Una storia triste, che sembrava assomigliare molto a quella del Soccombente, il celebre romanzo di Thomas Bernhard (se non l’avete mai letto, rimediate il prima possibile). Sembrava, visto che si parla di un uomo che alla sua prima stagione in panchina vinse la Liga eguagliando il record di 100 punti stabilito l’anno prima da chi gli aveva messo un dito nell’occhio. Ma non c’era molto da gioire, e non c’entra il fatto che in Champions il Barcellona fosse stato eliminato in malo modo da un Bayern imbattibile (e adesso sappiamo che Tito di colpe ne aveva davvero poche).
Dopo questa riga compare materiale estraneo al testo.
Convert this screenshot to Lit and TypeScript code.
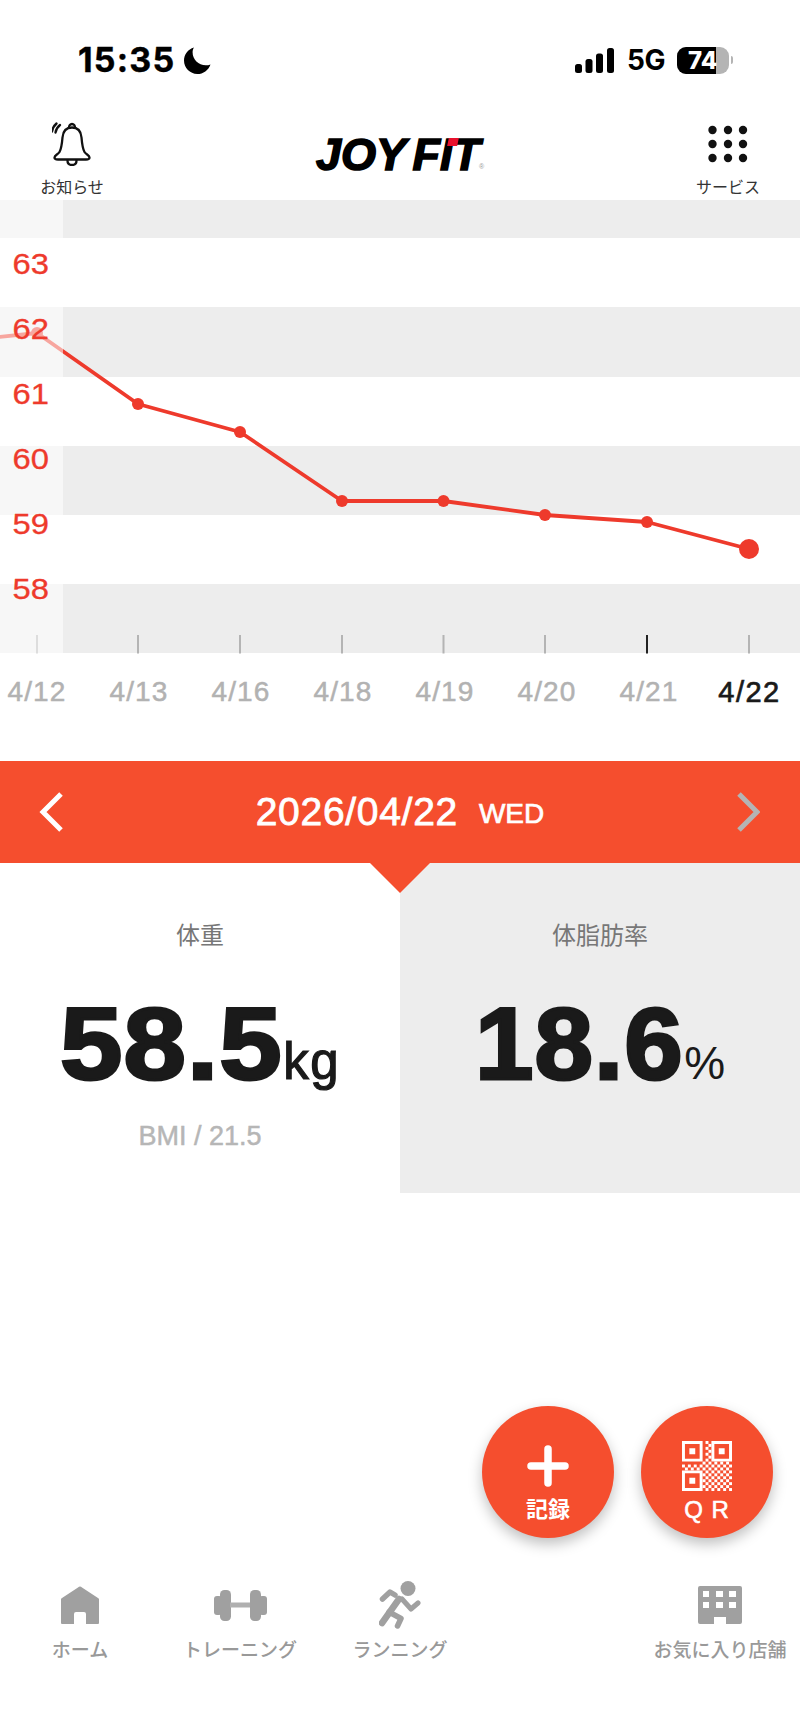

A dicembre il tumore si era ripresentato, costringendo Vilanova a sei settimane di cura, replicate poi fra febbraio e marzo. Al suo posto, in panchina, era andato Jordi Roura, che con Guardiola, Vilanova e Aureli Altimira (diventato preparatore atletico) formava il gruppo detto dei Ghiottoni, perché nel loro armadietto alla Masia non mancavano mai formaggio, prosciutto, peperoni e sardine forniti dalle mamme e divorati al termine degli allenamenti (lo ha raccontato Paolo Condò sulla Gazzetta dello Sport) . Vilanova tornò in tempo per festeggiare la vittoria in Liga, ma anche per salutare.

La pace

Non si poteva dire, ma eravamo tutti troppo esperti del mondo per non avere capito che il suo addio non era solo alla panchina del Barcellona, su cui è poi arrivato il «Tata» Martino. Puoi guadagnare 7 milioni di euro l’anno ed essere l’ottavo allenatore più pagato al mondo ma, come disse una volta Alessandro Del Piero a proposito della morte del padre, è terribile avere denaro per pagare la cura più costosa dell'universo, ma il problema è che quella cura ancora non esiste. Dev’essere anche per questo che, nello scorso ottobre, senza dirlo a nessuno, Pep Guardiola ha preso un aereo per andare in giornata da Monaco a Barcellona, e passare qualche ora a parlare e a far pace col suo antico amico. Senza il quale, per la prima volta da quando allena ha perso contro il Real al Bernabeu. Sembra, ma purtroppo non è solo una banale questione di calcio.